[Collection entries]

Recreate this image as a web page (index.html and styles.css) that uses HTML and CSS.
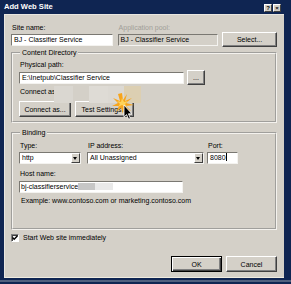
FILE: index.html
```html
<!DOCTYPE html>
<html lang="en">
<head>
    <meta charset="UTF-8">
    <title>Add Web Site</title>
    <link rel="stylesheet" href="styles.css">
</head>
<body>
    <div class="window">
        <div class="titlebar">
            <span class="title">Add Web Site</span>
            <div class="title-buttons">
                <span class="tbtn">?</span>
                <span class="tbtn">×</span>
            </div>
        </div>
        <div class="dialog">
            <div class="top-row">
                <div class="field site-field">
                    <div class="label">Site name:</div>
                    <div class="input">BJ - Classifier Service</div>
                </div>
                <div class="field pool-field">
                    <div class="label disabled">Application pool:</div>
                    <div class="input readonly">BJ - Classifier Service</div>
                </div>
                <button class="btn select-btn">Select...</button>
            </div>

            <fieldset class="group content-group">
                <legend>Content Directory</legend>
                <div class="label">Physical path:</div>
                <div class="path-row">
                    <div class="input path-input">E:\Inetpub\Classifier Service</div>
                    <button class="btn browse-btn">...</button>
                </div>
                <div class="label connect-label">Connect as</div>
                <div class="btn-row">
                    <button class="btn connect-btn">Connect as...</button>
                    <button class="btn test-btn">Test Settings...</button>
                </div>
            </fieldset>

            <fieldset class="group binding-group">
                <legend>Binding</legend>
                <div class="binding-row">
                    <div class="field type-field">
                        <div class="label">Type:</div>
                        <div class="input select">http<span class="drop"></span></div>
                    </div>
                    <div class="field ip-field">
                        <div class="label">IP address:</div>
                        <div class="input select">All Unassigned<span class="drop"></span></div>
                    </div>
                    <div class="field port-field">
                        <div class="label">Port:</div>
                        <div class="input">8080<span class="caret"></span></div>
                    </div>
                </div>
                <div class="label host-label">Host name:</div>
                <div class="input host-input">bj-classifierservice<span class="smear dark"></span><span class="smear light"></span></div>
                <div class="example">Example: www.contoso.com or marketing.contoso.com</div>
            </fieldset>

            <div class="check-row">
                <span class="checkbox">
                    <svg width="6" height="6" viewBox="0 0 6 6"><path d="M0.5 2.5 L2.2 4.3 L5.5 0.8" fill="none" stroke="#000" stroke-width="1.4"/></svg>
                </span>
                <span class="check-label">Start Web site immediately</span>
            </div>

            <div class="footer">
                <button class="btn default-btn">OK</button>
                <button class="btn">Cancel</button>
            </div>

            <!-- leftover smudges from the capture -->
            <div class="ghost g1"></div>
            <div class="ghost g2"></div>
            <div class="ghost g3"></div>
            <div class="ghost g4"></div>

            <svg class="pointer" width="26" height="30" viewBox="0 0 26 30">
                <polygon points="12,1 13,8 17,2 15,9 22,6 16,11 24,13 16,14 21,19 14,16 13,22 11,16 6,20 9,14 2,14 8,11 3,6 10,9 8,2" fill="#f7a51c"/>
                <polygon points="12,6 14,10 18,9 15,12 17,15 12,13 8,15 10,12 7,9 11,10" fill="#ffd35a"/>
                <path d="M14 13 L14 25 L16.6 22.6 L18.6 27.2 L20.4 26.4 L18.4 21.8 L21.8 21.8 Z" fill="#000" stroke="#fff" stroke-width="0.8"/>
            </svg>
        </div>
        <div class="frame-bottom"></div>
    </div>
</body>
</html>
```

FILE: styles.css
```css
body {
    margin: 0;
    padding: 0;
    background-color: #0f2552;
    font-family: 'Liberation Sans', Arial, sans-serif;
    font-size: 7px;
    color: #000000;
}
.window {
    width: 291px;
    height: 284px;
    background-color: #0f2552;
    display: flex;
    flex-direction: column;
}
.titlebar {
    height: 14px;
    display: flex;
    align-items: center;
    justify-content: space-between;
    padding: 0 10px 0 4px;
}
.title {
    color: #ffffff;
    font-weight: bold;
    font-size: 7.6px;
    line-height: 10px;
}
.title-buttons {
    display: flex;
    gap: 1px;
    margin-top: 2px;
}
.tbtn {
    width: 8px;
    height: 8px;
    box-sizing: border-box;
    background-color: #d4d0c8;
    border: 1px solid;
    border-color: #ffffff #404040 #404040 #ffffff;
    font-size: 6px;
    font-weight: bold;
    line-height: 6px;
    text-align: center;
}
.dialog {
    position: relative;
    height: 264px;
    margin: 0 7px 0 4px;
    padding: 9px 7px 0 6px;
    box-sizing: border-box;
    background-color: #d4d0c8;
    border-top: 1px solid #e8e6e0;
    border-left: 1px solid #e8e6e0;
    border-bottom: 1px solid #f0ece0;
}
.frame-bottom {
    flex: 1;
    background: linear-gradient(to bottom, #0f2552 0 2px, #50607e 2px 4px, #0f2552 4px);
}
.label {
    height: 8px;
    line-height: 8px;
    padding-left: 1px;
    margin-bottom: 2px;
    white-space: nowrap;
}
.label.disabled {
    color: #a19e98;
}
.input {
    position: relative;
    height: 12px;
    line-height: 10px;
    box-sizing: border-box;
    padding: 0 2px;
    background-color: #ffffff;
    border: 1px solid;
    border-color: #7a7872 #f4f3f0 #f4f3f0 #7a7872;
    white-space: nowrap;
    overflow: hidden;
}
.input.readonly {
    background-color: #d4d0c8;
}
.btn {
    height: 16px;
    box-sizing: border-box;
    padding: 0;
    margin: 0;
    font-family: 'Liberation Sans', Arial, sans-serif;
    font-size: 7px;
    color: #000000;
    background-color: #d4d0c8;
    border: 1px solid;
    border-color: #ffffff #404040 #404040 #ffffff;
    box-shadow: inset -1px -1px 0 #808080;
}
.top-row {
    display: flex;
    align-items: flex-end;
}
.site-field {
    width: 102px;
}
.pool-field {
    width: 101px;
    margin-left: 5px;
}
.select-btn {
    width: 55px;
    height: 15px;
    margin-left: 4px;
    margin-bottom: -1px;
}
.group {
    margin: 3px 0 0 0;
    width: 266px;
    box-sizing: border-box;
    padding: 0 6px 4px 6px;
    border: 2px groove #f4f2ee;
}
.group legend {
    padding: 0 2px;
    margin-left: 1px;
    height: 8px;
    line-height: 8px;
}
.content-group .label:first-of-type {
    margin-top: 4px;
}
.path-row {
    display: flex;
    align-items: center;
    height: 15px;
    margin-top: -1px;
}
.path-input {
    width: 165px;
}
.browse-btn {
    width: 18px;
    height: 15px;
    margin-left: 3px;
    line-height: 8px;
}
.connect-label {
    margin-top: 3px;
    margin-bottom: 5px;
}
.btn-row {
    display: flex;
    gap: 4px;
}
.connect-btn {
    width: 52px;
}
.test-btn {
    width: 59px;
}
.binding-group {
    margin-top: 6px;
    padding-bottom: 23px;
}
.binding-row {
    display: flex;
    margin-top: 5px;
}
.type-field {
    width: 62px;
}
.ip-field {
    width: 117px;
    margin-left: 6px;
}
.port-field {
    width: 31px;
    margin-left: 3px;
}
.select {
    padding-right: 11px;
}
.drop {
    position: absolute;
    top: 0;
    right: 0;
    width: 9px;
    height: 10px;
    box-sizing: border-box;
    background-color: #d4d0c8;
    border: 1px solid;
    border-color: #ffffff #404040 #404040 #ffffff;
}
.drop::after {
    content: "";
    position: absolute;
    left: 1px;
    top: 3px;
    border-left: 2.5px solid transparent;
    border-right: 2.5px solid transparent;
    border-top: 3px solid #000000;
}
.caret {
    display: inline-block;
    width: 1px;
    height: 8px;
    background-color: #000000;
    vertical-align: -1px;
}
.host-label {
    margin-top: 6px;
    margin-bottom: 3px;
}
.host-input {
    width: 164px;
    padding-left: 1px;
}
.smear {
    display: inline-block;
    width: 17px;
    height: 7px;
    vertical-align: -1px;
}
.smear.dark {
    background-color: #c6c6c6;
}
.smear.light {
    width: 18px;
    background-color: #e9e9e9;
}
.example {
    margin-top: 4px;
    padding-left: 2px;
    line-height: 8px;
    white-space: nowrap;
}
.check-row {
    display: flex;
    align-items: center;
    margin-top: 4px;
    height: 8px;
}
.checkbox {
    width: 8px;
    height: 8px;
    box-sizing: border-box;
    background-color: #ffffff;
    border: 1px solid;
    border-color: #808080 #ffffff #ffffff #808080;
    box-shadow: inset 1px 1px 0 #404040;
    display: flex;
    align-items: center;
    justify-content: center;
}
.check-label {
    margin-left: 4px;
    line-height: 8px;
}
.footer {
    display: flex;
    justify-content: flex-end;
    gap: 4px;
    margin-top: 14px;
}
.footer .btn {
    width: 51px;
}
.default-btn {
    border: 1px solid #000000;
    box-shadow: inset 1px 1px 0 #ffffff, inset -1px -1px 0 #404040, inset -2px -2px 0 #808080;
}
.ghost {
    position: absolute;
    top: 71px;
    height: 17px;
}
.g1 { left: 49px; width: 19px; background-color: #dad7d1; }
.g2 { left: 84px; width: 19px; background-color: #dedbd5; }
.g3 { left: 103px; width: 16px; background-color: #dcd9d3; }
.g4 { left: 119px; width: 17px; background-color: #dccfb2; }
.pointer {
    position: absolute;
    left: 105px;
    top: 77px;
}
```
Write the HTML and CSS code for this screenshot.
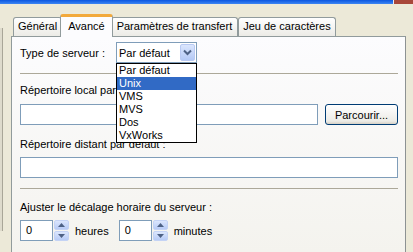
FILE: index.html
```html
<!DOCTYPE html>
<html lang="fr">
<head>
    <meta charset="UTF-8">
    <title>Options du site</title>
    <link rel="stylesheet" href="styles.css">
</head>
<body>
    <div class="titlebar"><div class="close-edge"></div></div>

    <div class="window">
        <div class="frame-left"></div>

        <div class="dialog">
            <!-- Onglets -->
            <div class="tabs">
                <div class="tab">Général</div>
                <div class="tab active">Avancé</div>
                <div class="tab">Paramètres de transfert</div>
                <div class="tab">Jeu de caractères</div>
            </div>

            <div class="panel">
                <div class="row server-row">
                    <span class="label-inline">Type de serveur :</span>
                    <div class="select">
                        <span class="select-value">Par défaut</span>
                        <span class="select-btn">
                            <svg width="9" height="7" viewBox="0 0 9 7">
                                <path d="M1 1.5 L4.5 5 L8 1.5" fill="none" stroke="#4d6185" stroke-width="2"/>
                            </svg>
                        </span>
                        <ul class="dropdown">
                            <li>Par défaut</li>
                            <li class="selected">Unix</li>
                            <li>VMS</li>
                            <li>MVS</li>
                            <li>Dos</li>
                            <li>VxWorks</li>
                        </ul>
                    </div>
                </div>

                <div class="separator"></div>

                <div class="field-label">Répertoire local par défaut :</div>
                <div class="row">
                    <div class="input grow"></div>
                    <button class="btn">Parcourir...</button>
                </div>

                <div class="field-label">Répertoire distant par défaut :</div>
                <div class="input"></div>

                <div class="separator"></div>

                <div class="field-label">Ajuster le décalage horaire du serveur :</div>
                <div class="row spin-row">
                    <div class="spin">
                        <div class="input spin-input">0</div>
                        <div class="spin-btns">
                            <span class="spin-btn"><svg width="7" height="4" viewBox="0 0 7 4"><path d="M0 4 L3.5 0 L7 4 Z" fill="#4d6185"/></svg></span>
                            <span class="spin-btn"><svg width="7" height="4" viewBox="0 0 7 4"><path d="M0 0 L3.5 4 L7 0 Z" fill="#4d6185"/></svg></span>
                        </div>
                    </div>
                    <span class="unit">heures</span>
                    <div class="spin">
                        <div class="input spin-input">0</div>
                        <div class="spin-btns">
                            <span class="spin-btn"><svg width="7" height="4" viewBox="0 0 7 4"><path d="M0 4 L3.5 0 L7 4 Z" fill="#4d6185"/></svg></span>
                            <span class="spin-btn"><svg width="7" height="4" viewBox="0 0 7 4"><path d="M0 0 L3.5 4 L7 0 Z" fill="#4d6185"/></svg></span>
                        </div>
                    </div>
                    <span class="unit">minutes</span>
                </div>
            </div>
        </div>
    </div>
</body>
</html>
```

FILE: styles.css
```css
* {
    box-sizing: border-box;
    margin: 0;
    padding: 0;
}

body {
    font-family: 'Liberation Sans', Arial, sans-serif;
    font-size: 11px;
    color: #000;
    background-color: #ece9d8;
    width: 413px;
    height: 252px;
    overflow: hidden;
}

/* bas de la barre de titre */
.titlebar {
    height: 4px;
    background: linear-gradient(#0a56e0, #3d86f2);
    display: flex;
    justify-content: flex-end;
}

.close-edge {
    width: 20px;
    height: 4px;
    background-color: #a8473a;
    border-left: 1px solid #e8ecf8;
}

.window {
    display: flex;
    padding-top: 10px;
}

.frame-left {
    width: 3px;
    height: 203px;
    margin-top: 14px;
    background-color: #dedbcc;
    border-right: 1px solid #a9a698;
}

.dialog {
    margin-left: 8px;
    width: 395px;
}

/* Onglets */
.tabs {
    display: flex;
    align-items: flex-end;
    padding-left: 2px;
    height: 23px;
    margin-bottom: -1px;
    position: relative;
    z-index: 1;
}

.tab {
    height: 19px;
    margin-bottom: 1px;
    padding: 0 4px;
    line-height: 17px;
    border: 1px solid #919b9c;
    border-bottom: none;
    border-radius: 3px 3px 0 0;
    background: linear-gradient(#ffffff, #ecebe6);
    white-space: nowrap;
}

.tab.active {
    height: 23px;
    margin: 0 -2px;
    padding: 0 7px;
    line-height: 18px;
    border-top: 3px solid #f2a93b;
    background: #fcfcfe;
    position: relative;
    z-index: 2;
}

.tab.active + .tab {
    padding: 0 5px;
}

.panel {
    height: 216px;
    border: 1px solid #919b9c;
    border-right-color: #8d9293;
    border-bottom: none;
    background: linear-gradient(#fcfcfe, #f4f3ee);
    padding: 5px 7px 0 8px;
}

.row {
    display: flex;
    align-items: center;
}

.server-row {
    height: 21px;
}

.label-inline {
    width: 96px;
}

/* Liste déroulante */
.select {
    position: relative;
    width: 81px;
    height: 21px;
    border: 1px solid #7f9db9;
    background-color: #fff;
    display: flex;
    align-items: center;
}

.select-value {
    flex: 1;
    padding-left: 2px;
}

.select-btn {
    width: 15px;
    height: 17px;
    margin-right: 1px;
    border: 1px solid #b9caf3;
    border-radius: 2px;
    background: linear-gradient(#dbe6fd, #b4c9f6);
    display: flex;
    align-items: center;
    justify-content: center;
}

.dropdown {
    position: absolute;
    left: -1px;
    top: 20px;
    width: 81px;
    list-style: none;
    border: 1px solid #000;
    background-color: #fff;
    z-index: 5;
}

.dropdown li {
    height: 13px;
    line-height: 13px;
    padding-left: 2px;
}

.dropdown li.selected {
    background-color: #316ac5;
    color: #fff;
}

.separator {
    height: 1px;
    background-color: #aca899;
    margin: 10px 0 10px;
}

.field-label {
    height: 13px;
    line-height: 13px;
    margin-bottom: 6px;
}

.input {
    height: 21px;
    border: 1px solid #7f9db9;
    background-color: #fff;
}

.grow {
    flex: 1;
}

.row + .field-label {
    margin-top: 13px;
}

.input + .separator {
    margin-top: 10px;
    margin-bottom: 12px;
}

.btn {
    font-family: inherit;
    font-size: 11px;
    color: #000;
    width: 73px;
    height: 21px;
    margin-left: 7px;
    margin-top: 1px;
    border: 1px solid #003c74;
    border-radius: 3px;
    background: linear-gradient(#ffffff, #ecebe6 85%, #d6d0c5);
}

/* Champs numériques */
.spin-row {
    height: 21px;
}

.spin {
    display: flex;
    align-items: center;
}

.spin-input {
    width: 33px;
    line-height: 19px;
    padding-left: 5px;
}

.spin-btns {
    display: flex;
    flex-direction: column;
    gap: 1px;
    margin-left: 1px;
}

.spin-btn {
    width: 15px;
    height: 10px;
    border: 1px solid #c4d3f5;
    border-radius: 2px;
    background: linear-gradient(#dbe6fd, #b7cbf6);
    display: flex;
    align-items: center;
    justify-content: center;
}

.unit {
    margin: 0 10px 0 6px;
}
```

# Stated task
Where a line of the entries contains the word "index", copy that line.

# The reply
Recreate this image as a web page (index.html and styles.css) that uses HTML and CSS.
FILE: index.html
FILE: index.html
    z-index: 1;
    z-index: 2;
    z-index: 5;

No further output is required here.